The idea here is that the federal government would set up its own very large trading fund – a sovereign wealth fund on steroids, you might say.  The fund would be designed to take advantage of information to which only the government has access.  It would base most or all of its trades on its “insider” knowledge of soon-to-be-released economic data, unfolding international crises, and perhaps even secrets gleaned from spying operations.  In this scheme the foreknowledge even of government screwups would be tradeable – potentially making the fund a nice fiscal stabilizer.

I guess that an operation like this, with its informational advantages and practically limitless trading capital, could easily earn enough to make a big fiscal difference.  But if not, then we might consider also letting it tap into the stream of orders flowing through ordinary exchanges so that it can “front-run” – taking advantage of its momentary foreknowledge to make small profits, spread across all relevant markets at the highest volume the system could reasonably stand.

Would this destroy the integrity of the markets?  Arguably no, because the big money managers, floor traders and flash-order operations already have been exploiting such informational advantages for years and years — as have some other countries’ sovereign wealth funds, I’m sure.

Some devilish details would have to be addressed.  This federal hedge fund of ours would have to be able to conceal its orders via secure proxies or “dark pool” setups, and its trades would have to be spread thinly enough to avoid significantly distorting markets or drawing attention.  The entire operation would have to be subject to the kind of security measures normally used to protect the most sensitive defense and intelligence-related programs.  Its traders, instead of working and playing ostentatiously in Manhattan, might even have to work under dull-seeming cover in some remote, Area-51-type location.  Our federal hedge fund would be structured to stay out of sight, and (insofar as possible) out of mind.

In a broad sense this federal hedge fund’s advantages would indeed amount to a “tax” on other players in the market.  But the important thing is that it wouldn’t feel like a tax.  It would be as if the government set up a lottery with 100 winning tickets, and took, say, three for itself.  People who would have played enthusiastically for 100 tickets will still play enthusiastically if only 97 tickets are winnable.  (In reality, government-run lotteries typically skim half of bettors’ wagers.)

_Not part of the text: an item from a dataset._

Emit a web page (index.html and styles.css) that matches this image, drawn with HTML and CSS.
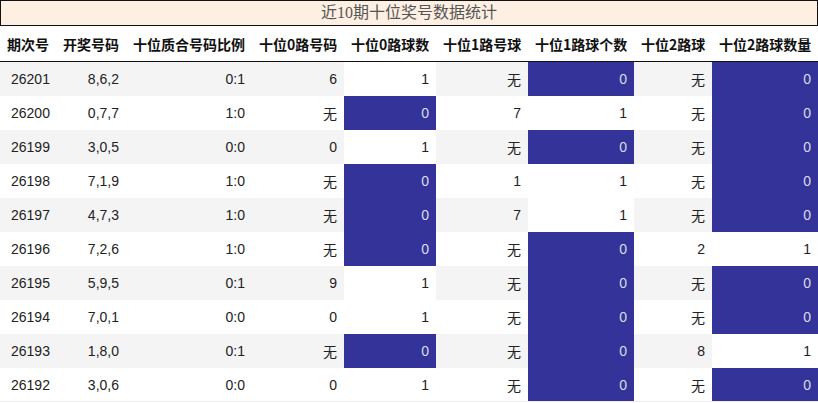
FILE: index.html
```html
<!DOCTYPE html>
<html lang="zh-CN">
<head>
<meta charset="utf-8">
<title>近10期十位奖号数据统计</title>
<link rel="stylesheet" href="styles.css">
</head>
<body>
<div class="title">近10期十位奖号数据统计</div>
<table class="stats">
  <colgroup>
    <col class="w56"><col class="w70"><col class="w126"><col class="w92"><col class="w92"><col class="w92"><col class="w106"><col class="w78"><col class="w106">
  </colgroup>
  <thead>
    <tr>
      <th>期次号</th><th>开奖号码</th><th>十位质合号码比例</th><th>十位0路号码</th><th>十位0路球数</th><th>十位1路号球</th><th>十位1路球个数</th><th>十位2路球</th><th>十位2路球数量</th>
    </tr>
  </thead>
  <tbody>
    <tr class="odd"><td>26201</td><td>8,6,2</td><td>0:1</td><td>6</td><td class="cnt">1</td><td>无</td><td class="cnt zero">0</td><td>无</td><td class="cnt zero">0</td></tr>
    <tr><td>26200</td><td>0,7,7</td><td>1:0</td><td>无</td><td class="cnt zero">0</td><td>7</td><td class="cnt">1</td><td>无</td><td class="cnt zero">0</td></tr>
    <tr class="odd"><td>26199</td><td>3,0,5</td><td>0:0</td><td>0</td><td class="cnt">1</td><td>无</td><td class="cnt zero">0</td><td>无</td><td class="cnt zero">0</td></tr>
    <tr><td>26198</td><td>7,1,9</td><td>1:0</td><td>无</td><td class="cnt zero">0</td><td>1</td><td class="cnt">1</td><td>无</td><td class="cnt zero">0</td></tr>
    <tr class="odd"><td>26197</td><td>4,7,3</td><td>1:0</td><td>无</td><td class="cnt zero">0</td><td>7</td><td class="cnt">1</td><td>无</td><td class="cnt zero">0</td></tr>
    <tr><td>26196</td><td>7,2,6</td><td>1:0</td><td>无</td><td class="cnt zero">0</td><td>无</td><td class="cnt zero">0</td><td>2</td><td class="cnt">1</td></tr>
    <tr class="odd"><td>26195</td><td>5,9,5</td><td>0:1</td><td>9</td><td class="cnt">1</td><td>无</td><td class="cnt zero">0</td><td>无</td><td class="cnt zero">0</td></tr>
    <tr><td>26194</td><td>7,0,1</td><td>0:0</td><td>0</td><td class="cnt">1</td><td>无</td><td class="cnt zero">0</td><td>无</td><td class="cnt zero">0</td></tr>
    <tr class="odd"><td>26193</td><td>1,8,0</td><td>0:1</td><td>无</td><td class="cnt zero">0</td><td>无</td><td class="cnt zero">0</td><td>8</td><td class="cnt">1</td></tr>
    <tr><td>26192</td><td>3,0,6</td><td>0:0</td><td>0</td><td class="cnt">1</td><td>无</td><td class="cnt zero">0</td><td>无</td><td class="cnt zero">0</td></tr>
  </tbody>
</table>
</body>
</html>
```
FILE: styles.css
```css
html, body {
  margin: 0;
  padding: 0;
  background: #fff;
}

.title {
  height: 24px;
  line-height: 24px;
  border: 1px solid #111;
  background: #fdf0e3;
  color: #555;
  text-align: center;
  font-family: "Liberation Serif", "Noto Sans CJK SC", serif;
  font-size: 16px;
}

.stats {
  width: 818px;
  table-layout: fixed;
  border-collapse: collapse;
  border-spacing: 0;
}

.w56 { width: 56px; }
.w70 { width: 70px; }
.w78 { width: 78px; }
.w92 { width: 92px; }
.w106 { width: 106px; }
.w126 { width: 126px; }

.stats th {
  height: 35px;
  padding: 0 7px;
  font-family: "Noto Sans CJK SC", "Noto Sans", sans-serif;
  font-weight: bold;
  font-size: 14px;
  color: #111;
  text-align: right;
  white-space: nowrap;
  border-bottom: 1px solid #111;
  background: #fff;
}

.stats th:last-child {
  border-right: 1px solid #111;
}

.stats td {
  height: 34px;
  padding: 0 7px;
  font-family: "Liberation Sans", "Noto Sans CJK SC", sans-serif;
  font-size: 14px;
  color: #222;
  text-align: right;
  white-space: nowrap;
  background: #fff;
}

.stats tr:last-child td {
  height: 33px;
  border-bottom: 1px solid #eee;
}

.stats td:first-child {
  padding-left: 11px;
  text-align: left;
}

.stats tr.odd td {
  background: #f4f4f4;
}

.stats tr td.cnt {
  background: #fff;
}

.stats tr td.zero {
  background: #333399;
  color: #dcdcec;
}
```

How much revenue could our federal hedge fund bring in?  Certainly it would depend to a great extent on the kinds of trades the fund would be permitted and whether it would also front-run exchange tickers.  Some information (the failure of some weapons system, for example) might be tradeable only narrowly, say, in the stocks making up a particular industry.  Bigger news (an unexpectedly large jump, say, in non-farm payroll numbers) could be played for billions across multiple international markets.  It seems to me that in cases where the information is plainly tradeable the only practical limit on profit potential would come from the need to avoid excessive market distortion.

What are these distortion limits?  I am no expert, but when you consider the trading that goes on around the world in stocks, bonds, currencies, commodities, and their derivatives, you are looking at day-to-day variations in value that sum to at least tens of trillions of dollars on average.  In this wavy sea of global money, a few billion dollars daily, spread out sufficiently, would amount to an unnoticeable ripple.  I doubt that our fed hedgies could achieve $10 billion per trading day, but it doesn’t seem completely outside the realm of possibility.  And $10 billion per trading day corresponds to $2.5 trillion per year, which is approximately the size of the FY2009 federal budget.

Numbers like these help to put the negatives of this scheme into proper perspective.  You don’t like the idea of Uncle Sam gaming the markets a little?  How about losing half of every paycheck instead?  Even to cut the existing average income tax burden by ten or fifteen percentage points would represent a fiscal revolution.  In such a case I think we would see ourselves not as the victims of our federal hedge fund but as its fortunate shareholders.


Postscript (12 Jan 2011):  Fed reports $80 billion trading profit in 2010.   Proceeds go to US Treasury.